Chapter 1: Who are the care workers organizing at Friends of the Children PDX?
Thank you so much for having us.
Yeah, thank you. Yeah, I'm really happy to talk to you both because I think this is a very, very unique and interesting union, especially, you know, talk about especially right now. But to get people sort of rolling, can you explain what Friends of the Children is and what it is that you two do?
Yeah. So Friends of the Children is, it's a national organization. It's a nonprofit, but there are individual chapters throughout different cities. We work out of Portland, which is the founding chapter and also the largest one. Some of the language I'll say that is like used from the website and from like the mission statement that really encompasses
what our role is and also how it is told to like our community partnerships and the families and youth that we work with is that we are committing to youth when they are typically around kindergarten age level and they're being paired with a mentor and they will have a mentor until they graduate the program so that usually ends up being a total of 12 and a half years
And that like within that, we were doing a lot of like individualized care and support. We work with them in the schools. We work with them outside the schools. We help them get into extracurriculars. We help them with like social emotional regulation, developing relationships with other youth in the program, and really just like being a consistently reliable human being.

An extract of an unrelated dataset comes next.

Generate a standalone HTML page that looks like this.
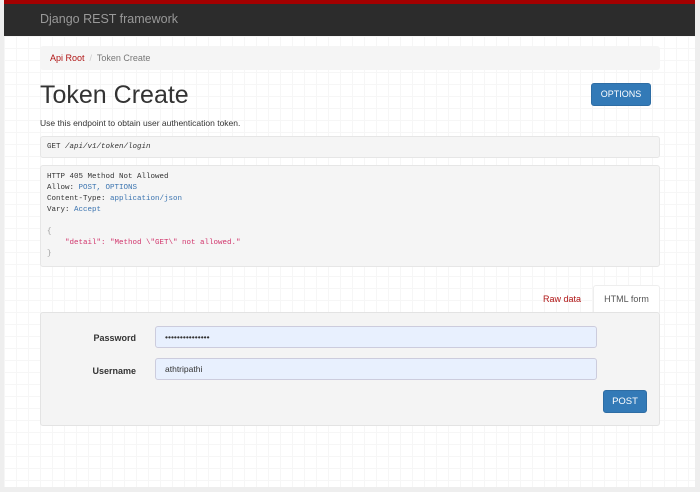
<!DOCTYPE html>
<html><head><style>
*{box-sizing:border-box;margin:0;padding:0}
html,body{width:700px;height:492px;overflow:hidden;background:#eee;font-family:"Liberation Sans",sans-serif}
#wrap{position:absolute;left:4px;top:0;width:691px;height:487px;background-color:#fff;
background-image:linear-gradient(#f6f6f6 1px,transparent 1px),linear-gradient(90deg,#f6f6f6 1px,transparent 1px);background-size:12px 12px}
#nav{position:absolute;left:0;top:0;width:691px;height:36px;background:#2c2c2c;border-top:4px solid #a30000}
#nav span{position:absolute;left:36px;top:8px;color:#999;font-size:12.5px}
.abs{position:absolute}
#bc{left:36px;top:46px;width:620px;height:24px;background:#f5f5f5;border-radius:3px;font-size:9px;color:#777;padding:7px 10px}
#bc a{color:#b01515}
h1{left:36px;top:81px;font-size:25px;font-weight:normal;color:#333}
.btn{background:#337ab7;border:1px solid #2e6da4;border-radius:3px;color:#fff;font-size:9px;text-align:center}
pre{font-family:"Liberation Mono",monospace;font-size:7.5px;background:#f5f5f5;border:1px solid #e6e6e6;border-radius:3px;color:#333;line-height:11px}
pre b{font-weight:normal}
.b{color:#3b74b0}.r{color:#d1356c}
label{position:absolute;font-size:9px;font-weight:bold;color:#333;text-align:right;width:95px}
.in{position:absolute;left:114px;width:442px;height:22px;background:#e8f0fe;border:1px solid #ccd;border-radius:3px;font-size:8.5px;padding:5px 9px;color:#333}
</style></head><body>
<div id="wrap">
<div id="nav"><span>Django REST framework</span></div>
<div id="bc" class="abs"><a>Api Root</a> &nbsp;<span style="color:#ccc">/</span>&nbsp; Token Create</div>
<h1 class="abs">Token Create</h1>
<div class="abs btn" style="left:587px;top:83px;width:60px;height:23px;line-height:21px">OPTIONS</div>
<div class="abs" style="left:36px;top:118px;font-size:8.5px;color:#333">Use this endpoint to obtain user authentication token.</div>
<pre class="abs" style="left:36px;top:136px;width:620px;height:22px;padding:5px 6px"><b>GET</b> <i>/api/v1/token/login</i></pre>
<pre class="abs" style="left:36px;top:165px;width:620px;height:102px;padding:6px 6px"><b>HTTP 405 Method Not Allowed
Allow:</b> <span class="b">POST, OPTIONS</span>
<b>Content-Type:</b> <span class="b">application/json</span>
<b>Vary:</b> <span class="b">Accept</span>

<span style="color:#999">{</span>
    <span class="r">"detail": "Method \"GET\" not allowed."</span>
<span style="color:#999">}</span></pre>
<div class="abs" style="left:539px;top:294px;font-size:9px;color:#b01515">Raw data</div>
<div class="abs" style="left:589px;top:285px;width:67px;height:28px;background:#fff;border:1px solid #eee;border-bottom:none;border-radius:3px 3px 0 0;font-size:9px;color:#555;text-align:center;line-height:27px">HTML form</div>
<div class="abs" style="left:36px;top:312px;width:620px;height:114px;background:#f4f4f4;border:1px solid #e3e3e3;border-radius:3px">
<label style="left:0;top:20px">Password</label>
<div class="in" style="top:13px">•••••••••••••••</div>
<label style="left:0;top:53px">Username</label>
<div class="in" style="top:45px">athtripathi</div>
<div class="btn abs" style="left:562px;top:77px;width:44px;height:23px;line-height:21px;font-size:9.5px">POST</div>
</div>
</div>
</body></html>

And one of the big like pillars of our organization is the commitment to long term. Which sometimes can be an issue when you are facing a lot of high turnover as an organization. We both have eight kids on our roster as do most mentors. And within that, we have youth.
I personally have youth that have been assigned to me that have just started in the program, meaning that they were like maybe first grade when I was assigned to them. And then I also have youth that are middle school level that have had several different mentors in the past. Some that have stayed there for maybe a few years. And sometimes there's ones that have been there for months.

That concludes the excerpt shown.